UNDERSTANDING UTERUS FUNCTION WILL HELP US UNDERSTAND PRETERM LABOUR
The pregnant uterus and the brain are the only two remaining organs in the human body where there is scientific disagreement on how they actually work. A better understanding of uterus function is essential to enable us to answer vital questions about preterm birth and how to prevent it. Recently, Borne collaborator Dr. Roger Young proposed a new mechanism of function for the uterus that seems to accommodate the historical modern data.
A major controversy exists among clinicians and scientists about how the uterus coordinates the muscular contractions in all its parts, or regions. The pregnant uterus and the brain are the only two remaining organs in the human body where there is scientific disagreement on how they actually work.

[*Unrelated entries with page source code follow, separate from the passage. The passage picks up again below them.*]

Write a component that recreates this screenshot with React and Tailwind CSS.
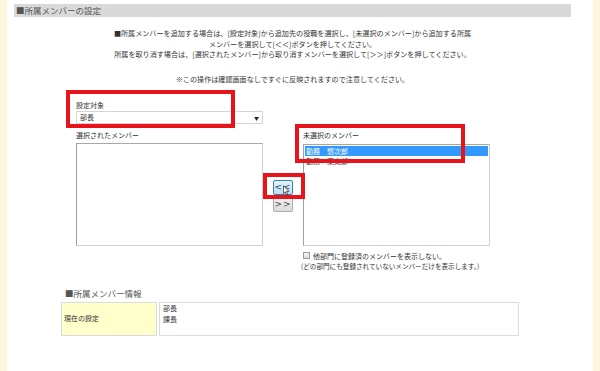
import React from "react";

const F = { fontFamily: '"Noto Sans CJK JP", "Noto Sans", sans-serif' };

export default function App() {
  return (
    <div className="relative flex w-[600px] h-[371px] overflow-hidden bg-white text-[#333]" style={F}>
      <div className="w-[7px] h-full bg-[#fff7dc]" />
      <div className="flex-1 flex flex-col pt-[4px] pl-[7px]">
        <div className="w-[557px] h-[13px] bg-[#d9d9d9] pl-[2px] text-[8.5px] leading-[13px] text-[#555]">
          ■所属メンバーの設定
        </div>
        <div className="w-[557px] mt-[11px] text-center text-[7.1px] leading-[10.5px] text-[#333]">
          <div>■所属メンバーを追加する場合は、[設定対象]から追加先の役職を選択し、[未選択のメンバー]から追加する所属</div>
          <div>メンバーを選択して[＜＜]ボタンを押してください。</div>
          <div>所属を取り消す場合は、[選択されたメンバー]から取り消すメンバーを選択して[＞＞]ボタンを押してください。</div>
          <div className="mt-[14.5px]">※この操作は確認画面なしですぐに反映されますので注意してください。</div>
        </div>

        <div className="flex ml-[62px] mt-[15px] text-[7px]">
          <div className="w-[187px] flex flex-col">
            <div className="h-[10px] leading-[10px]">設定対象</div>
            <div className="mt-[1px] h-[13px] border border-[#d4d4d4] bg-white flex items-center justify-between pl-[3px] pr-[3px]">
              <span className="leading-[11px]">部長</span>
              <span className="text-[5px] leading-[5px] text-[#222]">▼</span>
            </div>
            <div className="mt-[6px] h-[10px] leading-[10px]">選択されたメンバー</div>
            <div className="mt-[3px] h-[103px] border border-[#d0d0d0] border-l-[#a0a0a0] border-t-[#a8a8a8] bg-white" />
          </div>

          <div className="ml-[10px] w-[20px] pt-[80px] flex flex-col">
            <div className="h-[15px] rounded-[2px] border border-[#3c7fb1] bg-gradient-to-b from-[#e3f4fd] to-[#b9dff7] flex items-center justify-center text-[9px] leading-[10px] tracking-[1px] text-[#444]" style={{ fontFamily: '"DejaVu Sans", sans-serif' }}>
              &lt;&lt;
            </div>
            <div className="mt-[1px] h-[16px] rounded-[2px] border border-[#acacac] bg-gradient-to-b from-[#f2f2f2] to-[#dcdcdc] flex items-center justify-center text-[9px] leading-[10px] tracking-[1px] text-[#444]" style={{ fontFamily: '"DejaVu Sans", sans-serif' }}>
              &gt;&gt;
            </div>
          </div>

          <div className="ml-[10px] w-[187px] flex flex-col pt-[30px]">
            <div className="h-[10px] leading-[10px]">未選択のメンバー</div>
            <div className="mt-[4px] h-[102px] border border-[#d0d0d0] border-l-[#a0a0a0] border-t-[#a8a8a8] bg-white p-[1px]">
              <div className="h-[10px] leading-[10px] bg-[#3399ff] text-white pl-[1px]">勤務　惣次郎</div>
              <div className="h-[10px] leading-[10px] pl-[1px]">勤務　東太郎</div>
            </div>
            <div className="mt-[5px] h-[10px] flex items-center whitespace-nowrap">
              <span className="w-[7px] h-[7px] border border-[#999] bg-gradient-to-b from-[#f4f4f4] to-[#dedede] mr-[3px]" />
              <span className="leading-[10px]">他部門に登録済のメンバーを表示しない。</span>
            </div>
            <div className="h-[11px] leading-[11px] -ml-[2px] whitespace-nowrap text-[6.6px]">(どの部門にも登録されていないメンバーだけを表示します。)</div>
          </div>
        </div>

        <div className="ml-[51px] mt-[16px] h-[10px] text-[8.5px] leading-[10px] text-[#555]">■所属メンバー情報</div>
        <div className="ml-[47px] mt-[4px] w-[458px] h-[34px] flex gap-[2px] text-[7px]">
          <div className="w-[96px] h-full border border-[#dcdcdc] bg-[#ffffcc] flex items-center pl-[2px]">現在の設定</div>
          <div className="flex-1 h-full border border-[#dcdcdc] bg-white pl-[3px] leading-[11px]">
            <div>部長</div>
            <div>課長</div>
          </div>
        </div>
      </div>
      <div className="w-[7px] h-full bg-[#fff7dc]" />

      <div className="absolute left-[66px] top-[90px] w-[169px] h-[38px] border-[4px] border-[#e8141c]" />
      <div className="absolute left-[295px] top-[124px] w-[170px] h-[39px] border-[4px] border-[#e8141c]" />
      <div className="absolute left-[263px] top-[173px] w-[42px] h-[26px] border-[4px] border-[#e8141c]" />
      <svg className="absolute left-[283px] top-[185px]" width="7" height="11" viewBox="0 0 8 12">
        <path d="M0.5 0.5 L0.5 9.5 L2.6 7.6 L4.1 11 L5.4 10.4 L3.9 7.1 L6.8 7.1 Z" fill="white" stroke="#222" strokeWidth="0.8" strokeLinejoin="round" />
      </svg>
    </div>
  );
}
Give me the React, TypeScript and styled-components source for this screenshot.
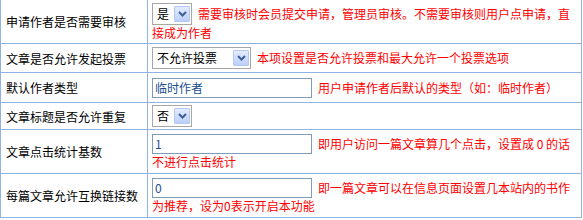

For the uterus, this lack of understanding is fairly surprising. The uterus is primarily composed of only one type of cell – the smooth muscle cell – which is responsible for creating uterine contractions. Other than sensory nerves, there are no nerves that control the contractions like with skeletal muscle, and no special pathways for signalling like with the heart.
This lack of understanding has probably contributed to our inability to precisely control labour, and without control, unfortunate outcomes occur too often. Borne is particularly concerned about our inability to stop preterm labour, and our inability to fully understand dysfunctional labour that leads to Cesarean Section deliveries. Clearly, a better understanding of how the uterus contracts is required.
“With this new framework for uterine function, it now seems possible to understand the enigma of human labour.”
The key element of understanding of this research was that the pregnant uterus is fluid-filled and pressurised. Because of the pressure, each region of the uterus experiences a mechanical tension that is shared with all the other regions. This hydraulic-mechanical signalling allows the regions of the uterus to rapidly communicate with each other, much like the brakes on each wheel of your car can be activated at the same time by foot pressure at a remote location.
While the Dual mechanism is simple to describe, it took 5 years of dedicated research for the scientific community to begin to accept this as important for uterine functioning. Further work needs to be performed to establish important details of the Dual mechanism, specifically pointed towards stopping preterm labour and normalising dysfunctional labour. However, with this new framework for uterine function, it now seems possible to understand the enigma of human labour.
With this new understanding, Borne has high hopes that additional research will find new clinical treatments. Continuing to improve understanding is the only way to gain better control of labor, so that someday soon the word “impossible” can be removed from the practice of clinical obstetrics.